Start of RECORDED DATA

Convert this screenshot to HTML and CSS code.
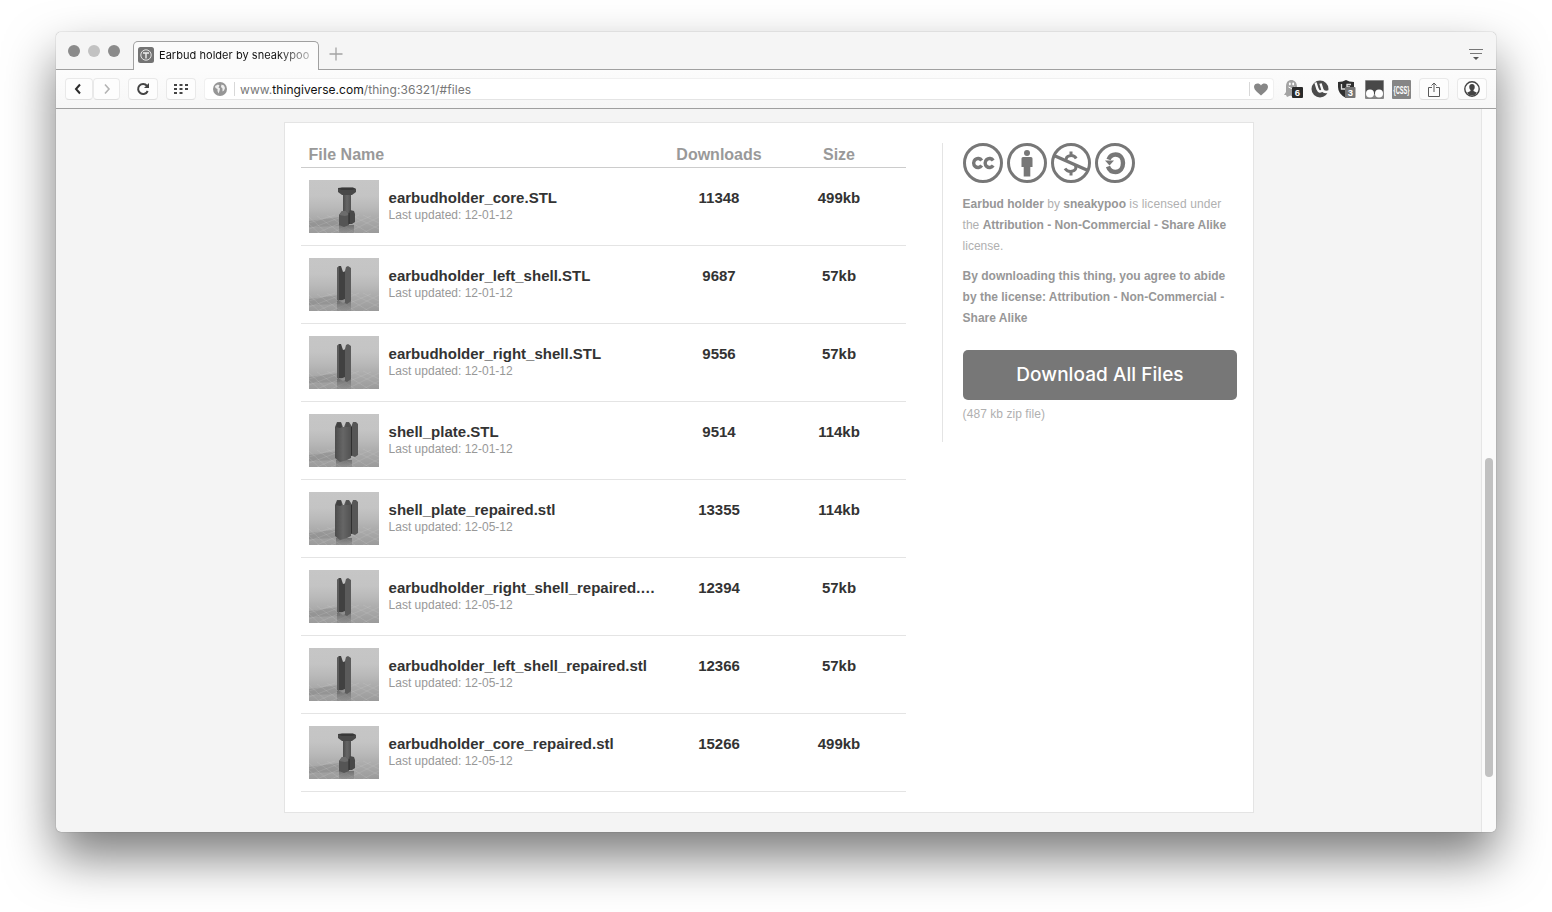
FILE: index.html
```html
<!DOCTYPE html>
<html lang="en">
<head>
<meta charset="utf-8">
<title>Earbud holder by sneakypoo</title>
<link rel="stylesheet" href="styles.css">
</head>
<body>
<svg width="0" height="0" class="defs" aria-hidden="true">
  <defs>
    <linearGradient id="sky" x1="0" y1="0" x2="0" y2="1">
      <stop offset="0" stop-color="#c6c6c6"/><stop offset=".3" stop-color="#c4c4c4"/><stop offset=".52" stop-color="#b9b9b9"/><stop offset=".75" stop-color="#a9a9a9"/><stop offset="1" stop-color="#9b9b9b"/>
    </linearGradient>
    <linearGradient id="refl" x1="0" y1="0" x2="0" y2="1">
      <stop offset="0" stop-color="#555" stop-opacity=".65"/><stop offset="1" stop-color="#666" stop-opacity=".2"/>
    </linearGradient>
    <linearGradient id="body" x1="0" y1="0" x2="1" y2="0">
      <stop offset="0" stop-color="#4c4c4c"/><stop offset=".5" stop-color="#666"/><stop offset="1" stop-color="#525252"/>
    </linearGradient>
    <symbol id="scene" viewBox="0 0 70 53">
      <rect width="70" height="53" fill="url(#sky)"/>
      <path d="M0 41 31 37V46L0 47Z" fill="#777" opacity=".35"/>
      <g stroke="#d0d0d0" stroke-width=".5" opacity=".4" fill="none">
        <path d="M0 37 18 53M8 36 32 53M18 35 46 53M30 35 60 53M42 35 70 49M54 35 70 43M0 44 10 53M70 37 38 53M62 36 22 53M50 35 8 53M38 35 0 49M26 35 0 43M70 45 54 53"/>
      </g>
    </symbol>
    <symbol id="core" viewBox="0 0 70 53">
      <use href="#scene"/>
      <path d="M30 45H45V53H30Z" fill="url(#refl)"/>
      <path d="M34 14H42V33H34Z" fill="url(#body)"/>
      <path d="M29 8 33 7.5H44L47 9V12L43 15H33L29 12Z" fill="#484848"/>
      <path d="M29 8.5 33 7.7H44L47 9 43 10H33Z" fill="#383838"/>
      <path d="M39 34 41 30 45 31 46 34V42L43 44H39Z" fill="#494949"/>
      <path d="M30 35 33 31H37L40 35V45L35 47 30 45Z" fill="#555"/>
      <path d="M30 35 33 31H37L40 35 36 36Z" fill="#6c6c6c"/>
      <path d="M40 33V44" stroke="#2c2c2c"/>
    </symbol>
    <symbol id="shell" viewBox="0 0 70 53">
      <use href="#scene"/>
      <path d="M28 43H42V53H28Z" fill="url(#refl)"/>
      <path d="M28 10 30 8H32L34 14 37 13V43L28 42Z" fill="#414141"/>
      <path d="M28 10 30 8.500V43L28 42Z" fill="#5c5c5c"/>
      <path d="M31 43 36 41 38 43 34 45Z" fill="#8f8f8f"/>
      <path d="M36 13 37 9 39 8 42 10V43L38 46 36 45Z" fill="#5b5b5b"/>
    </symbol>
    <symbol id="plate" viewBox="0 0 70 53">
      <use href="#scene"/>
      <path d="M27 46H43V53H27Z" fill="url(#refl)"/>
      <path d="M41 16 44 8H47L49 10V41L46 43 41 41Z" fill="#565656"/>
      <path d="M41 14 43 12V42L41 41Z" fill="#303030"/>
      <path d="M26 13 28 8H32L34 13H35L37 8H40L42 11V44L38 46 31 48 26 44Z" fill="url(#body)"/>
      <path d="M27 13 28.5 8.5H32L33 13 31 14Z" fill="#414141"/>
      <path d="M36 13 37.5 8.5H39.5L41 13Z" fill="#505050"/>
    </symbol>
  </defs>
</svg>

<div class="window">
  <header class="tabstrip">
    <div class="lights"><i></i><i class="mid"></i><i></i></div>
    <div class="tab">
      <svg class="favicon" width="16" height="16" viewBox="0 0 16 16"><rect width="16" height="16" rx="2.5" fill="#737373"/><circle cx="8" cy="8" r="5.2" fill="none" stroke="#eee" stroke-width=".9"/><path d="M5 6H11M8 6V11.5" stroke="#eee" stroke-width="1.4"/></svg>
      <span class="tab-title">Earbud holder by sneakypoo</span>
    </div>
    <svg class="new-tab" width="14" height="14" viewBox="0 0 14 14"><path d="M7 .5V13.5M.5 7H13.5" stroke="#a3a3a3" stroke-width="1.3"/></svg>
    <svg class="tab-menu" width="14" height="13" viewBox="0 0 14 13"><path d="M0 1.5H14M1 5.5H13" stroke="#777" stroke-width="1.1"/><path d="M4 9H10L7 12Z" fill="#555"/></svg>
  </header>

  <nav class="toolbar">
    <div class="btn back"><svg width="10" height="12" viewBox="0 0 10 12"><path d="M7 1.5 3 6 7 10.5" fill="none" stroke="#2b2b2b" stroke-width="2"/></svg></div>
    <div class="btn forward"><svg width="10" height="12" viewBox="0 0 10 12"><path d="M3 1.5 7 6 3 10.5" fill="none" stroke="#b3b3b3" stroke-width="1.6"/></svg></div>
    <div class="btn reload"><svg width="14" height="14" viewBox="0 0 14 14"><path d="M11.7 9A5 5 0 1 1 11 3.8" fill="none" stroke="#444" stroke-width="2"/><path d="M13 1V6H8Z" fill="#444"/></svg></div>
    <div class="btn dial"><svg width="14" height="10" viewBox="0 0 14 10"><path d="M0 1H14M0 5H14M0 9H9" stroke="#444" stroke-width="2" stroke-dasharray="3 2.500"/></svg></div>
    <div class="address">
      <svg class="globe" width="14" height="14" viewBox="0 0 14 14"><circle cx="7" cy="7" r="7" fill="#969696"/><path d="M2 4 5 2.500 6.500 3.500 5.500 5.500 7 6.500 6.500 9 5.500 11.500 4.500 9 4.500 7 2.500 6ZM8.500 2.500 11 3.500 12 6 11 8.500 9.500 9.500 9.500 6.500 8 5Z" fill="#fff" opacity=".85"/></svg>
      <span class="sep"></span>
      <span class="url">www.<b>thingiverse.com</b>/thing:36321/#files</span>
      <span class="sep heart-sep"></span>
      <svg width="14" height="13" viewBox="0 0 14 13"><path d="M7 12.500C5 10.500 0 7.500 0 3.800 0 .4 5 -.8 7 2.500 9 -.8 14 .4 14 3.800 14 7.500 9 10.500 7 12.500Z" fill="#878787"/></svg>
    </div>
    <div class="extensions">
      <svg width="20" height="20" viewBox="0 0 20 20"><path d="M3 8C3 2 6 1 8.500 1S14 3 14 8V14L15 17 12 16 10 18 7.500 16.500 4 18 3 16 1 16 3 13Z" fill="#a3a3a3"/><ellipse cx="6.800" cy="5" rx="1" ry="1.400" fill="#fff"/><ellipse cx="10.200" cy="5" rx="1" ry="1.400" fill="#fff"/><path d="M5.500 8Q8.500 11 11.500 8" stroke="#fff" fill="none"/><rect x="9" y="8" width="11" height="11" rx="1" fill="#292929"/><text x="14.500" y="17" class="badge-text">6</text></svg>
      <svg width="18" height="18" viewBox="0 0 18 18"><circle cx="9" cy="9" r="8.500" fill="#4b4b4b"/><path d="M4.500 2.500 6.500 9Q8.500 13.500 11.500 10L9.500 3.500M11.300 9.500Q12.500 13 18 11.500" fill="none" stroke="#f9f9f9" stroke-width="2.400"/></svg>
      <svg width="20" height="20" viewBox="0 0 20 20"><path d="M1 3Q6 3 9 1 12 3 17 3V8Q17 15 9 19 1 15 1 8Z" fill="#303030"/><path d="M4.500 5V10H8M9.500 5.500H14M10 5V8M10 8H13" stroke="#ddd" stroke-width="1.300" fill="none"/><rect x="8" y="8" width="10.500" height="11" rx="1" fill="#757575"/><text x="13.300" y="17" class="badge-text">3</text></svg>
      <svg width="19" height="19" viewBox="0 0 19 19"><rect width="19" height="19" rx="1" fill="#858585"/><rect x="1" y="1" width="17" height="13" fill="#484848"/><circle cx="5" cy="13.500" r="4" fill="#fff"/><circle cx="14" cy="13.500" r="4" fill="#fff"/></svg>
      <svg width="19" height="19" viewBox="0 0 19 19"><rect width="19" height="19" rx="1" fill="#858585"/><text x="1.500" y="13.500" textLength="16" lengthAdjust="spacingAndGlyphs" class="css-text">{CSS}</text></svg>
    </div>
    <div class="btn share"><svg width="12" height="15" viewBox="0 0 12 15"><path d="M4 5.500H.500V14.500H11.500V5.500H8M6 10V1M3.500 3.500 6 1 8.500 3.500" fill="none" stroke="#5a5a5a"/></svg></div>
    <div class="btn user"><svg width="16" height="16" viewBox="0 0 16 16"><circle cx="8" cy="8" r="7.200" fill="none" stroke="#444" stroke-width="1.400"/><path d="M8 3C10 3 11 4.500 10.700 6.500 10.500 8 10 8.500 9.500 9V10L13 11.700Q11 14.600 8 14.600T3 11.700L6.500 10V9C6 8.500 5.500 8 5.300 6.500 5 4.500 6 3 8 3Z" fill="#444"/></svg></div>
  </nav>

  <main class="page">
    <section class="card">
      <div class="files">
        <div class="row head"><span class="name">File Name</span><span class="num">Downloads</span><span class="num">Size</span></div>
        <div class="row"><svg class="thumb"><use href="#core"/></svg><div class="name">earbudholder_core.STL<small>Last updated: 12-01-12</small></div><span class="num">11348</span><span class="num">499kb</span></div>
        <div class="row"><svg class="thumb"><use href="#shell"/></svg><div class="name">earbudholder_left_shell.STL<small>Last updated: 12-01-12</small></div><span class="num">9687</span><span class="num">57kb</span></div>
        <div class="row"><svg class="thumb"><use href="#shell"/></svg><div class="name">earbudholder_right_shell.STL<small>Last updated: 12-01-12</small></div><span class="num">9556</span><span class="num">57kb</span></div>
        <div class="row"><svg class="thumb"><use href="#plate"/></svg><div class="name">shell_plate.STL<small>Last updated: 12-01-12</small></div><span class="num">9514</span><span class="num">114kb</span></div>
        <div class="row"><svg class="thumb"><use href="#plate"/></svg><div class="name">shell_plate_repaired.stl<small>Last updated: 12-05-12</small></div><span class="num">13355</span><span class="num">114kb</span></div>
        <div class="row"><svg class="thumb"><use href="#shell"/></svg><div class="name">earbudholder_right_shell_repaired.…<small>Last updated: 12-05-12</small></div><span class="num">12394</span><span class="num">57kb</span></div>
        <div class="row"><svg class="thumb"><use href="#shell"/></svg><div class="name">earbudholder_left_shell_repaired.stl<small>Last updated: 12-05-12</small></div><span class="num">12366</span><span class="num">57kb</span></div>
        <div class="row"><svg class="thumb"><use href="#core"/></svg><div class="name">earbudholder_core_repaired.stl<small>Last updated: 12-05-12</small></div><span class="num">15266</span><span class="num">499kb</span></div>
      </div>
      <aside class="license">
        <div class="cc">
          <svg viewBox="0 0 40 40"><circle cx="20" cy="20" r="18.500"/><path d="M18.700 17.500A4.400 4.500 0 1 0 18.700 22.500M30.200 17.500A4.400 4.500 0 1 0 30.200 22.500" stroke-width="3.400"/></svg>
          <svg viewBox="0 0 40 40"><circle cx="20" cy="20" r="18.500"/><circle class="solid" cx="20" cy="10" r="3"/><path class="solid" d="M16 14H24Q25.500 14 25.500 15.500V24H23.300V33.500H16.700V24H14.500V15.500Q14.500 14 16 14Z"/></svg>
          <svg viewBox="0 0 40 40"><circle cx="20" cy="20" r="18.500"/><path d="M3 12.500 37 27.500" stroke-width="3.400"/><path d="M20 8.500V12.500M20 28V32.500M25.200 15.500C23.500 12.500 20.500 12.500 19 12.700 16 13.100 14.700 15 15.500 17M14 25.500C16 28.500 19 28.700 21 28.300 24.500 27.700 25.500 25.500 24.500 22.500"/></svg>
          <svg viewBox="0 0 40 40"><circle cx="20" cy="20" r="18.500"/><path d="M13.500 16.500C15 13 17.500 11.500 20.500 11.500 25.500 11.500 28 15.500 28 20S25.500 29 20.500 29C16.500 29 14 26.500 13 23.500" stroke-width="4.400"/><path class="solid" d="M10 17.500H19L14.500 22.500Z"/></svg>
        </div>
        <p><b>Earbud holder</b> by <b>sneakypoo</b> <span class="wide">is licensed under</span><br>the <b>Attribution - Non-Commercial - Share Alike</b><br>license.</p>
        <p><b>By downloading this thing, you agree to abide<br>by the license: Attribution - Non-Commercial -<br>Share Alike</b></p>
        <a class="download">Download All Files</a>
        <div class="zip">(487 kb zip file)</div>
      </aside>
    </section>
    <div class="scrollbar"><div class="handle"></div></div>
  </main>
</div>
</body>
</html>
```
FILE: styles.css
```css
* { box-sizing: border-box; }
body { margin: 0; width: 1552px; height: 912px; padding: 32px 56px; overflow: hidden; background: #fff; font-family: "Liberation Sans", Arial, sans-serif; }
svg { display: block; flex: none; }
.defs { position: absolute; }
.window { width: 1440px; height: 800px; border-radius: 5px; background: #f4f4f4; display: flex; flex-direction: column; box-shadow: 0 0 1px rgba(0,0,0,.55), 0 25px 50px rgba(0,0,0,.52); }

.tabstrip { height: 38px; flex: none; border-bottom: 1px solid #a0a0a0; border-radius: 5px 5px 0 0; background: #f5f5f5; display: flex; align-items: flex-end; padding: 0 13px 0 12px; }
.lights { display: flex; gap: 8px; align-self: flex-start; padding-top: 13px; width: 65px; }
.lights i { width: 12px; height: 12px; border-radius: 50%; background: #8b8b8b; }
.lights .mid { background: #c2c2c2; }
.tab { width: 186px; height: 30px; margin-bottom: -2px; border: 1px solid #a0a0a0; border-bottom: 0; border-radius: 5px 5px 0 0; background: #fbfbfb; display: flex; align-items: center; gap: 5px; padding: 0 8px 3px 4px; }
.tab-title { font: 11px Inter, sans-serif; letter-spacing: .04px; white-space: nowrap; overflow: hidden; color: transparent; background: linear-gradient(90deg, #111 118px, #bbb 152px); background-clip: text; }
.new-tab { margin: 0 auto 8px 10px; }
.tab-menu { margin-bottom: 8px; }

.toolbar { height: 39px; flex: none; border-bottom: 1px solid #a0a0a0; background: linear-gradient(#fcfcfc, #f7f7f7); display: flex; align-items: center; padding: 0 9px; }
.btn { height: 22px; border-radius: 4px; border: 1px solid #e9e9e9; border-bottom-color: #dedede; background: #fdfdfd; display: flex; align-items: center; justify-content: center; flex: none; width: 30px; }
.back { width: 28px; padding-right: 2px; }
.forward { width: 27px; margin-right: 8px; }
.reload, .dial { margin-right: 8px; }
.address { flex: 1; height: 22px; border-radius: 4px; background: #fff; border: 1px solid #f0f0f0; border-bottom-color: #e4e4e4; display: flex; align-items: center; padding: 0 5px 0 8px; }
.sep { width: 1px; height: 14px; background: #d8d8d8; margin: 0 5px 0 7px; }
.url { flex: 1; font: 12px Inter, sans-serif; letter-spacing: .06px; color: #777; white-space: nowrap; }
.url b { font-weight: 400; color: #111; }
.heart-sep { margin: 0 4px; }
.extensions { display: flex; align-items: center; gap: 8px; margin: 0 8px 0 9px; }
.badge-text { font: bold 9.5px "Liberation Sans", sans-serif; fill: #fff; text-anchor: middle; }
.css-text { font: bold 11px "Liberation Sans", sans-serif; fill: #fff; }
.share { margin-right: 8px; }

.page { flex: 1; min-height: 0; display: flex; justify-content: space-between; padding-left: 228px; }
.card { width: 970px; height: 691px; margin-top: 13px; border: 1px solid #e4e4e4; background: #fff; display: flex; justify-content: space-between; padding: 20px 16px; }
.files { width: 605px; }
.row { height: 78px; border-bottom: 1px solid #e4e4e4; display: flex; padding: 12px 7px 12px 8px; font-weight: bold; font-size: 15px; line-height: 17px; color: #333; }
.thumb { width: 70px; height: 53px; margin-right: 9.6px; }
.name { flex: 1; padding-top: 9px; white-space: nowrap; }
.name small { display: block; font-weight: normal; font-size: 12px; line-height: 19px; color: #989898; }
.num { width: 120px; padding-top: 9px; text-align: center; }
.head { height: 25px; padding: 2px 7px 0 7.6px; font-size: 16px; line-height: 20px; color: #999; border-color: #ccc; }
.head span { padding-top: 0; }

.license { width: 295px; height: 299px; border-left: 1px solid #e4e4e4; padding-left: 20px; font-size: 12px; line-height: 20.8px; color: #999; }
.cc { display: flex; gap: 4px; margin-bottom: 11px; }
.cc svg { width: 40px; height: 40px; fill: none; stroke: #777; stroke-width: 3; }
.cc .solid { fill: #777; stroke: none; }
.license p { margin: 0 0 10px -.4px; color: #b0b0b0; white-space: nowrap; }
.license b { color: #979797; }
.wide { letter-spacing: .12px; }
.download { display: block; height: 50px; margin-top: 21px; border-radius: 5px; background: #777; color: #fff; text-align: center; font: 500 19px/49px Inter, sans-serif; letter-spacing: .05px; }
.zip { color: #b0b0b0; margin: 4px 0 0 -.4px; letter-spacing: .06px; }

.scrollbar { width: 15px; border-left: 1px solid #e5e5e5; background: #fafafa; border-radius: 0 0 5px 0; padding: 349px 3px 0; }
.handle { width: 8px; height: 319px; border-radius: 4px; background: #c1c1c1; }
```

End of RECORDED DATA

### THE PROBLEM
Return every line in the listing that contains the word "this".

### SOLVED EXERCISE
Convert this screenshot to HTML and CSS code.
        <p><b>By downloading this thing, you agree to abide<br>by the license: Attribution - Non-Commercial -<br>Share Alike</b></p>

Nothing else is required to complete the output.